Crumley’s mordant one-liners—like Sughrue wisecracking even while scraping up clues from bar floors and motel ashtrays—have a kindred spirit in A Rage in Harlem. Himes turns scams, shootouts, and desperate lovers into razor-edged comedy without ever blinking at the hurt beneath, much like the way Sughrue’s banter with Abraham Trahearne masks the emptiness both men carry. You’ll get the laugh-then-flinch rhythm you enjoyed when the search for Betty Sue kept zigzagging into the absurd and the tragic.
If you were compelled by how Sughrue bullies, bluffs, and drinks his way through leads—bending rules while chasing Betty Sue Flowers—Hammett’s Red Harvest is the template. The Continental Op wades into a town nicknamed Poisonville and pits gangs against each other, much like Sughrue’s bare‑knuckled pragmatism in barrooms and back alleys. Both books ask how much blood a man can spill in the name of ‘truth’ and still live with himself.
C.W. Sughrue’s voice—wry, bruised, and lyrical as he tails Abraham Trahearne and digs into Betty Sue’s past—is echoed in Philip Marlowe’s narration in The Long Goodbye. Marlowe’s friendship with Terry Lennox spirals into betrayals and bodies, and his barbed asides hit with the same weary bite as Sughrue’s roadside philosophizing.
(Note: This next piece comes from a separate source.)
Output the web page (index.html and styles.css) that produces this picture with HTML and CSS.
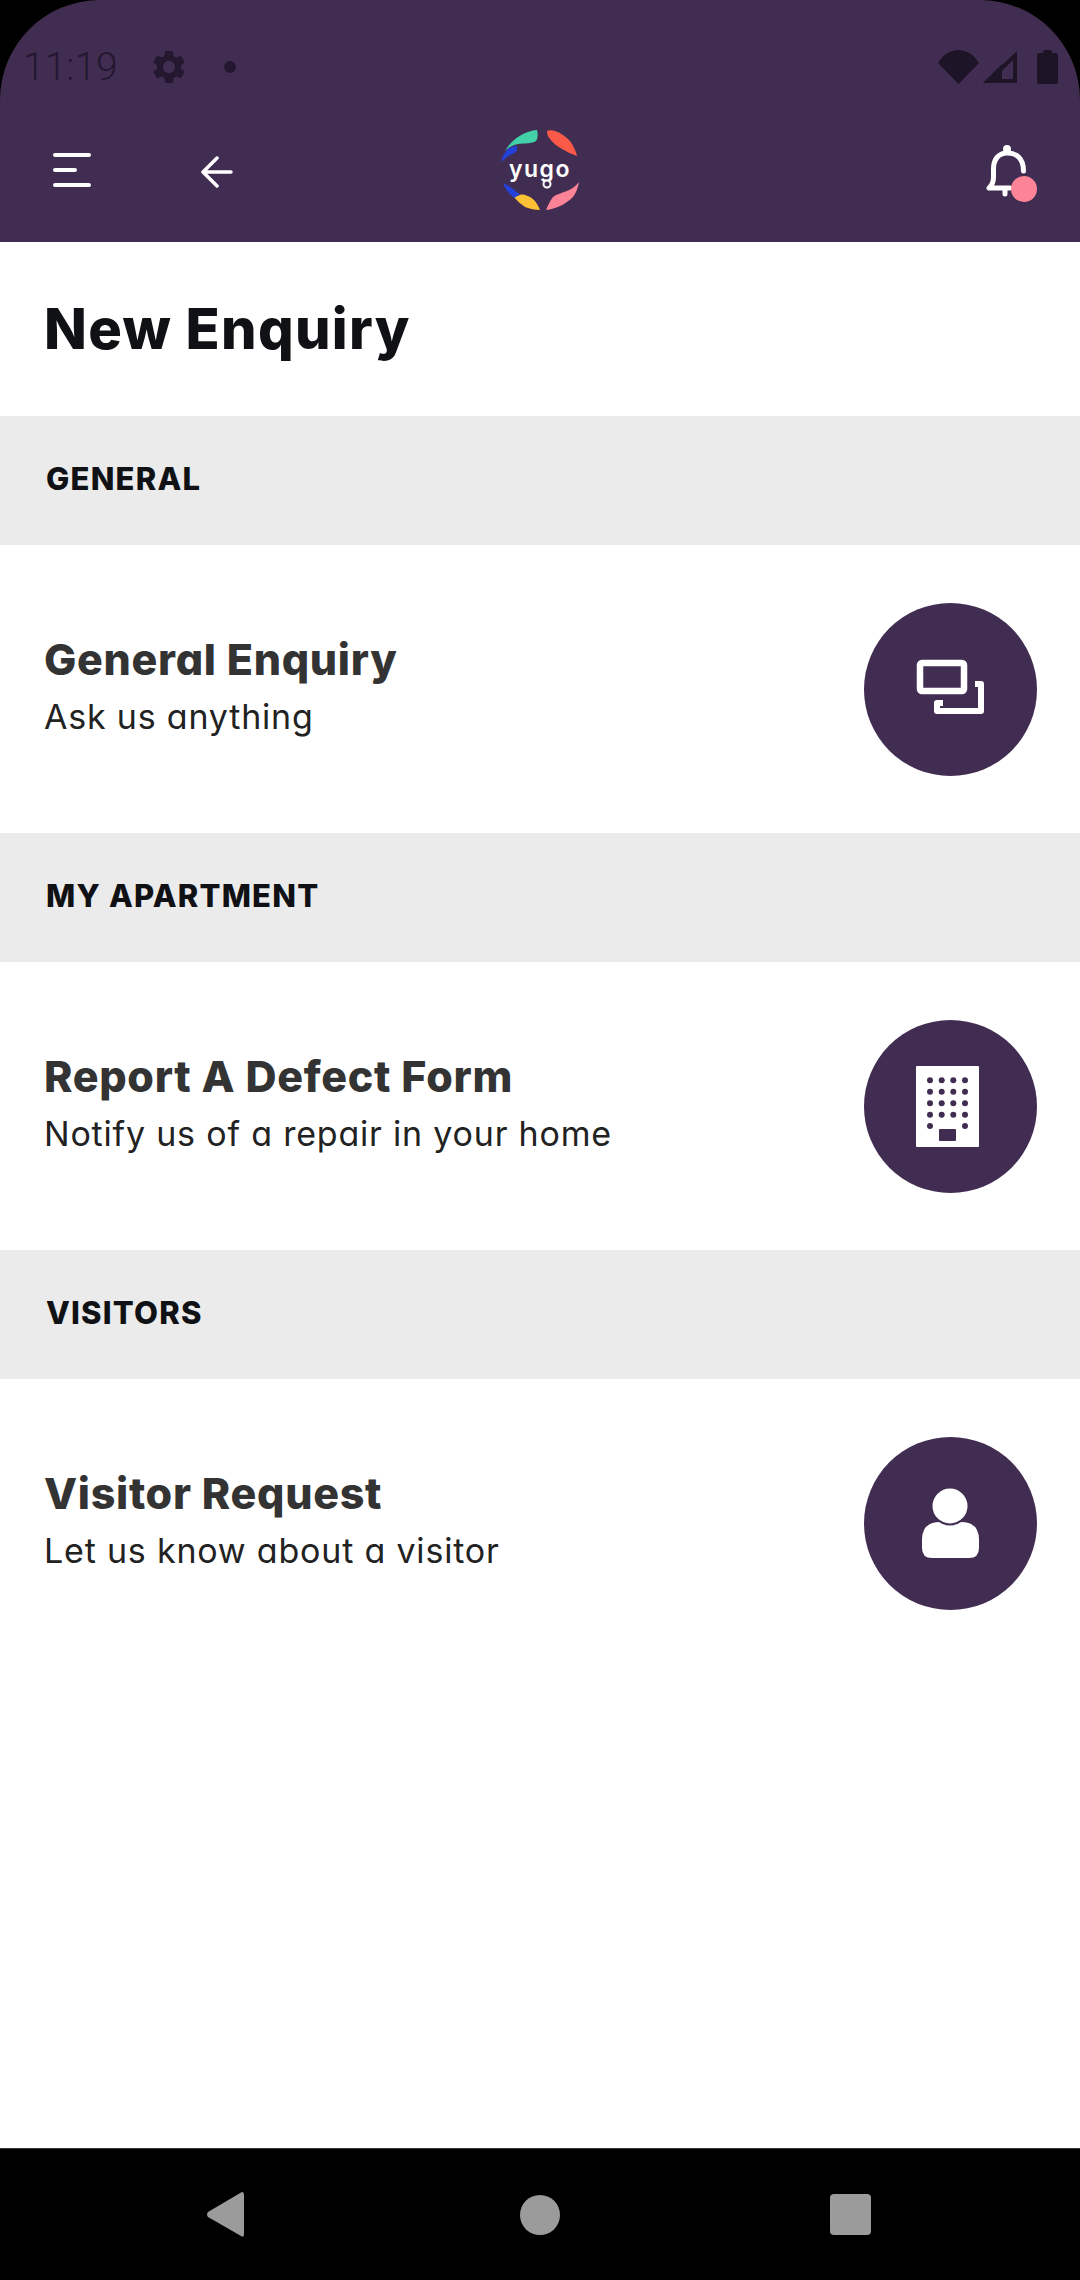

If you loved being inside Sughrue’s head for every drink, detour, and bad decision, Marlowe’s intimate, cutting monologue will feel like home.
Under the missing‑person mystery, The Last Good Kiss is about the wounds Sughrue, Trahearne, and even Betty Sue carry—wounds that fester across years. Mystic River digs just as deep, showing how a childhood trauma echoes into a murder investigation and shatters friendships. If the revelations about Betty Sue’s past—and how they corrode everyone around her—stuck with you, Lehane’s slow, devastating unspooling of guilt and loyalty will hit the same nerve.